Volendo si possono considerare “astrazioni” queste fatiche recenti che non sono vacue e mai meramente decorative, esprimenti piuttosto una severa indagine di presenza che si impone coinvolgendo sentimenti, fantasia e stati d’animo che testimoniano attraverso un peculiare linguaggio un personale percorso estetico.
Volendo ancora, è avvertibile una certa edonistica sensualità pittorica, una sorta di manierismo ideologico che si sublima in esibizioni di bravura, trasfigurazioni da dove emergono attraversamenti affidati per lo più al collage che sottolinea uno studiato ed attento contrappunto materico: leggere graniture neutre si staccano evidenziandosi da un supporto pittorico ricco e soffuso di velature policrome.

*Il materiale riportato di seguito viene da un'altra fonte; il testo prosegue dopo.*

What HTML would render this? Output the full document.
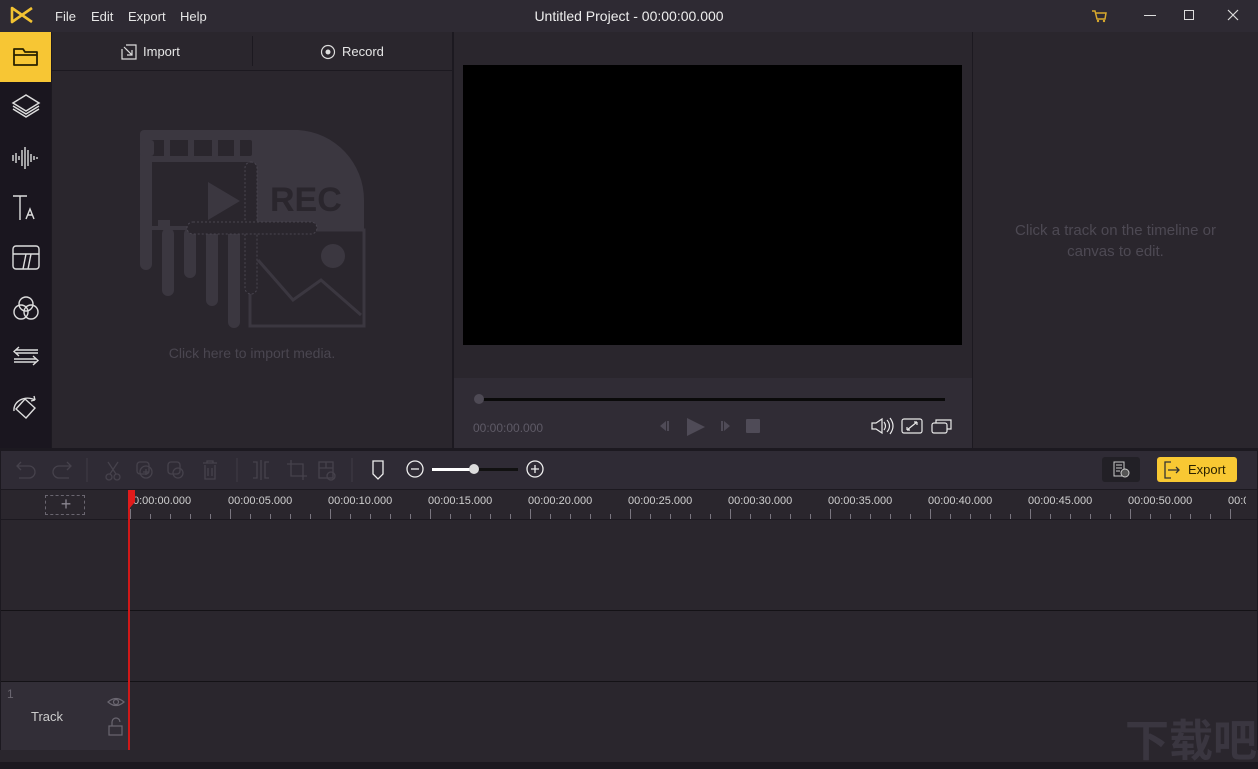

Logica consequenzialità vuole che l’appropriazione e l’equilibrio delle diverse tecniche siano affrontate sinergicamente ed artatamente. Il risultato è evidente perchè convoglia in una unica opera che vuole esprimere il proprio tempo fattori ed aspetti diversi dando vita ad un “racconto” contemporaneo.
Sempre volendo, si potrebbe dare inizio a discorsi altri come l’individuazione in queste opere di un sistema di segni oppure insistere sulle persistenze e sui residui di pratiche di superfice, ma è bene chiudere qui il possibile intervento esplicativo sui lavori di uno stimato amico.